My profound thanks go to American Imago’s authors. Their essays, produced from multiple disciplinary and scientific perspectives, have carried on the project of psychoanalysis to trace the diverse associations and distinct contexts from which mental creations derive meaning. Starting from Freud’s emphasis on the over-determined nature of the activities of mind and brain, their researches and writings have advanced our insights into the conscious and unconscious processes by which psychological phenomena, social forces, and historical experiences shape and influence each other. [End Page 121]

My final thanks go to the journal’s readers, who have always provided it with renewed life. First with Imago and then American Imago, our readership has reconceived and reaffirmed the journal’s work and mission across generations and disciplines.

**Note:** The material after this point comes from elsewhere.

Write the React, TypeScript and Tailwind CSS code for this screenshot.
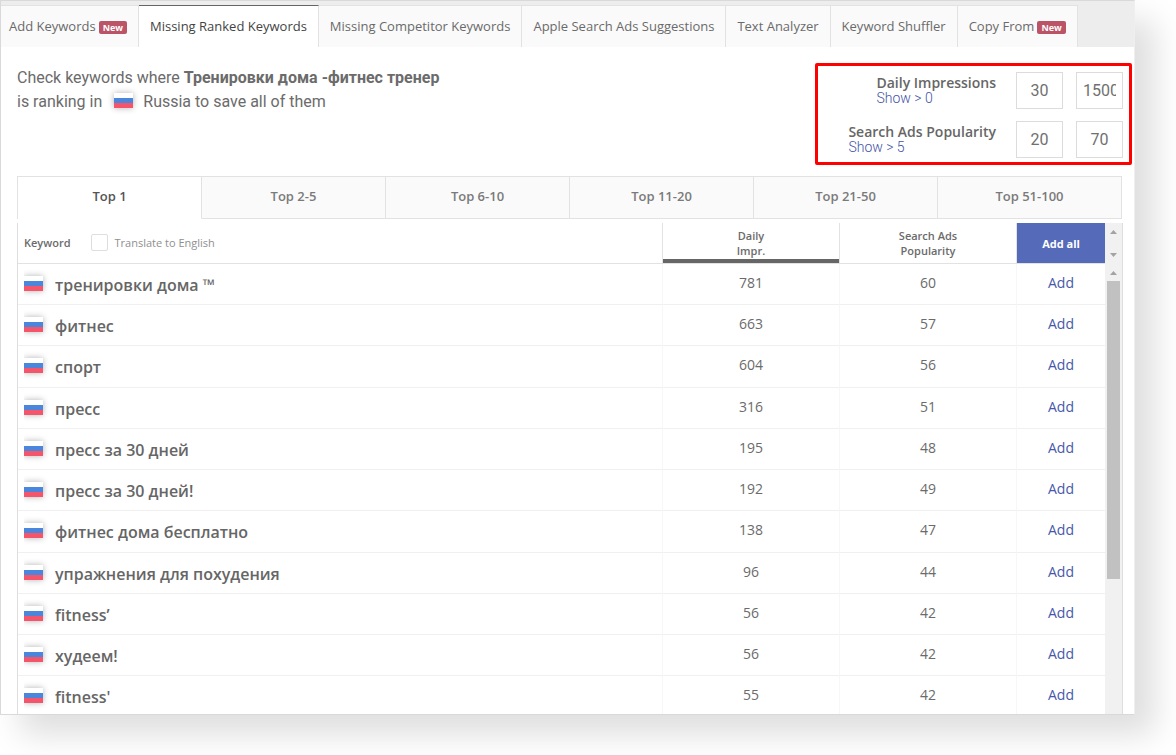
import React, { useState } from 'react';
import clsx from 'clsx';

const PAGE_TABS = [
  { label: 'Add Keywords', isNew: true },
  { label: 'Missing Ranked Keywords' },
  { label: 'Missing Competitor Keywords' },
  { label: 'Apple Search Ads Suggestions' },
  { label: 'Text Analyzer' },
  { label: 'Keyword Shuffler' },
  { label: 'Copy From', isNew: true },
];

const RANK_TABS = ['Top 1', 'Top 2-5', 'Top 6-10', 'Top 11-20', 'Top 21-50', 'Top 51-100'];

const KEYWORDS = [
  { keyword: 'тренировки дома ™', impressions: 781, popularity: 60 },
  { keyword: 'фитнес', impressions: 663, popularity: 57 },
  { keyword: 'спорт', impressions: 604, popularity: 56 },
  { keyword: 'пресс', impressions: 316, popularity: 51 },
  { keyword: 'пресс за 30 дней', impressions: 195, popularity: 48 },
  { keyword: 'пресс за 30 дней!', impressions: 192, popularity: 49 },
  { keyword: 'фитнес дома бесплатно', impressions: 138, popularity: 47 },
  { keyword: 'упражнения для похудения', impressions: 96, popularity: 44 },
  { keyword: 'fitness’', impressions: 56, popularity: 42 },
  { keyword: 'худеем!', impressions: 56, popularity: 42 },
  { keyword: "fitness'", impressions: 55, popularity: 42 },
];

function RussianFlag() {
  return (
    <span className="flex h-[15px] w-[19px] flex-col shadow-[0_0_6px_rgba(0,0,0,0.3)]">
      <span className="h-[5px] bg-white" />
      <span className="h-[5px] bg-[#4a86dc]" />
      <span className="h-[5px] bg-[#f4556a]" />
    </span>
  );
}

function Arrow({ down = false }: { down?: boolean }) {
  return (
    <svg viewBox="0 0 7 4" className={clsx('h-1 w-[7px] fill-[#a3a3a3]', down && 'rotate-180')} aria-hidden="true">
      <path d="M0 4 3.5 0 7 4z" />
    </svg>
  );
}

function PageTabs() {
  const [active, setActive] = useState('Missing Ranked Keywords');

  return (
    <nav className="flex bg-[#ededed] pt-1">
      {PAGE_TABS.map(({ label, isNew }) => (
        <button
          key={label}
          type="button"
          onClick={() => setActive(label)}
          className={clsx(
            'flex h-[42px] items-center gap-[3px] border-t border-r border-[#e2e2e2] px-[11px] text-[13px] font-medium whitespace-nowrap first:pl-2',
            label === active ? 'border-t-[#666] bg-white text-[#444]' : 'bg-[#fafafa] text-[#6a6a6a]',
          )}
        >
          {label}
          {isNew && (
            <span className="mt-0.5 h-[13px] rounded-xs bg-[#bc5467] px-1 text-[9px] leading-[14px] font-bold text-white">
              New
            </span>
          )}
        </button>
      ))}
    </nav>
  );
}

interface RangeFilterProps {
  id: string;
  label: string;
  hint: string;
  min: string;
  max: string;
}

function RangeFilter({ id, label, hint, min, max }: RangeFilterProps) {
  const inputClass =
    'h-[37px] w-[47px] border border-[#dcdcdc] px-1.5 text-center font-[Roboto,sans-serif] text-base text-[#707070] outline-none';

  return (
    <div className="flex justify-end">
      <div className="mr-5 pt-[3px]">
        <label htmlFor={id} className="block text-sm leading-4 font-semibold text-[#666]">
          {label}
        </label>
        <a href="#" className="block font-[Roboto,sans-serif] text-sm leading-[14px] font-light text-[#4353a8]">
          {hint}
        </a>
      </div>
      <input id={id} defaultValue={min} className={inputClass} />
      <input aria-label={`${label} max`} defaultValue={max} className={clsx(inputClass, 'ml-[13px]')} />
    </div>
  );
}

function RankTabs() {
  const [active, setActive] = useState('Top 1');

  return (
    <div className="mr-3 ml-4 flex border-l border-[#e2e2e2]">
      {RANK_TABS.map((label) => (
        <button
          key={label}
          type="button"
          onClick={() => setActive(label)}
          className={clsx(
            'h-[43px] flex-1 border-y border-r border-[#e2e2e2] pb-0.5 text-[13px] font-semibold',
            label === active ? 'border-b-white bg-white text-[#555]' : 'bg-[#fafafa] text-[#7a7a7a]',
          )}
        >
          {label}
        </button>
      ))}
    </div>
  );
}

function KeywordTable() {
  return (
    <table className="w-full table-fixed border-separate border-spacing-0 text-[#6b6b6b]">
      <colgroup>
        <col />
        <col className="w-[177px]" />
        <col className="w-[177px]" />
        <col className="w-[89px]" />
      </colgroup>
      <thead>
        <tr className="h-[41px] text-[11px] leading-[15px]">
          <th className="border-b border-[#e2e2e2] p-0 pb-0.5 pl-1.5 text-left font-semibold">
            <div className="flex items-center">
              Keyword
              <label className="ml-5 flex items-center gap-[7px] font-normal text-[#8f8f8f]">
                <input
                  type="checkbox"
                  className="size-[17px] appearance-none rounded-xs border border-[#dedede] bg-white"
                />
                Translate to English
              </label>
            </div>
          </th>
          <th className="border-b border-l border-[#e2e2e2] p-0 font-semibold">
            <div className="h-10 border-b-4 border-[#666] pt-[5px]">
              Daily
              <br />
              Impr.
            </div>
          </th>
          <th className="border-b border-l border-[#e2e2e2] p-0 font-semibold">
            Search Ads
            <br />
            Popularity
          </th>
          <th className="border-b border-l border-[#e2e2e2] p-0">
            <button type="button" className="block h-10 w-full bg-[#566aba] font-bold text-white">
              Add all
            </button>
          </th>
        </tr>
      </thead>
      <tbody>
        {KEYWORDS.map(({ keyword, impressions, popularity }) => (
          <tr
            key={keyword}
            className="h-[41px] text-center text-sm leading-[38px] [&:nth-child(4n+3)]:h-[42px] [&>td]:border-b [&>td]:border-b-[#f0f0f0] [&>td]:border-l-[#f7f7f7] [&>td]:p-0 [&>td]:align-top"
          >
            <td>
              <div className="flex h-[39px] items-center pl-1.5">
                <span className="overflow-hidden py-2 pr-2">
                  <RussianFlag />
                </span>
                <span className="ml-1 pt-[3px] text-base leading-6 font-semibold text-[#666]">{keyword}</span>
              </div>
            </td>
            <td className="border-l">{impressions}</td>
            <td className="border-l">{popularity}</td>
            <td className="border-l">
              <button type="button" className="text-[#4858a9]">
                Add
              </button>
            </td>
          </tr>
        ))}
      </tbody>
    </table>
  );
}

function ScrollRail() {
  return (
    <div className="flex w-[17px] shrink-0 flex-col bg-[#f1f1f1]">
      <div className="flex h-[41px] flex-col items-center justify-between py-[7px]">
        <Arrow />
        <Arrow down />
      </div>
      <div className="flex h-[17px] items-center justify-center">
        <Arrow />
      </div>
      <div className="mx-0.5 h-[298px] bg-[#c1c1c1]" />
    </div>
  );
}

export default function App() {
  return (
    <div className="h-screen overflow-hidden bg-white pr-[41px] pb-10 font-['Open_Sans',sans-serif]">
      <div className="flex h-full flex-col overflow-hidden border border-[#d9d9d9] border-r-[#efefef] bg-white shadow-[20px_20px_30px_rgba(0,0,0,0.13)]">
        <PageTabs />

        <div className="flex items-start justify-between pt-4 pr-0.5 pb-[11px] pl-4">
          <div className="pt-[3px] font-[Roboto,sans-serif] text-base leading-6 text-[#6b6b6b]">
            <p>
              Check keywords where <b>Тренировки дома -фитнес тренер</b>
            </p>
            <p className="flex items-center">
              is ranking in
              <span className="mr-2.5 mb-1 ml-3">
                <RussianFlag />
              </span>
              Russia to save all of them
            </p>
          </div>

          <div className="w-[317px] space-y-3 rounded-xs border-3 border-[#f00] px-1.5 pt-1.5 pb-1">
            <RangeFilter id="impressions" label="Daily Impressions" hint="Show > 0" min="30" max="1500" />
            <RangeFilter id="popularity" label="Search Ads Popularity" hint="Show > 5" min="20" max="70" />
          </div>
        </div>

        <RankTabs />

        <div className="mt-1 mr-[11px] ml-4 flex min-h-0 flex-1 overflow-hidden border-x border-[#dedede]">
          <div className="min-w-0 flex-1">
            <KeywordTable />
          </div>
          <ScrollRail />
        </div>
      </div>
    </div>
  );
}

In 1912, at the Rome Congress for art historians, the scholar Aby Warburg delivered his famous lecture on “Italian Art and International Astrology in the Palazzo Schifanoia, Ferrara.” In part an intellectual provocation and in part a professional lament, Warburg’s seminal lecture called on art historians to trace the connections between cultural creations, and between the makers of those creations, across national, temporal, and disciplinary divides. Speaking only two years before the outbreak of the First World War, Warburg urged scholars to widen not only the subject and content of their researches but also and just as importantly their interpretive frameworks. At the time, Warburg described his presentation as an “isolated and highly provisional experiment,” but one that he also thought essential, if for no other reason than as “a plea for an extension of the methodological borders of our study of art, in both material and spatial terms.” Scholarship, Warburg emphasized, had to “range freely, with no fear of border guards” (1912/1999, p. 585).

In the same year that Warburg delivered his lecture in Rome, Sigmund Freud established Imago as an isolated and provisional experiment in Vienna. Imago continued to publish during the First World War, after which Freud sought to secure it within the psychoanalytic movement as a permanent interdisciplinary center, a journal through which psychoanalysts, humanist scholars, and social researchers could exchange and expand theories and methods. He brought to it professionals from various fields, including the art historian and psychoanalyst Ernst Kris, who as a student of art history was an early follower of Aby Warburg and who in the 1930s became Imago’s co-editor.

According to Warburg, mottos, emblems, and seals deserved far greater attention from researchers than they usually received, and I have often thought, when considering the history of Imago and American Imago, that the journal could have chosen for its intellectual motto Warburg’s call for scholars to “range freely, with no fear of border guards.” American Imago—past, [End Page 122] present, and future—has represented and will continue to represent just such a multidisciplinary and international home.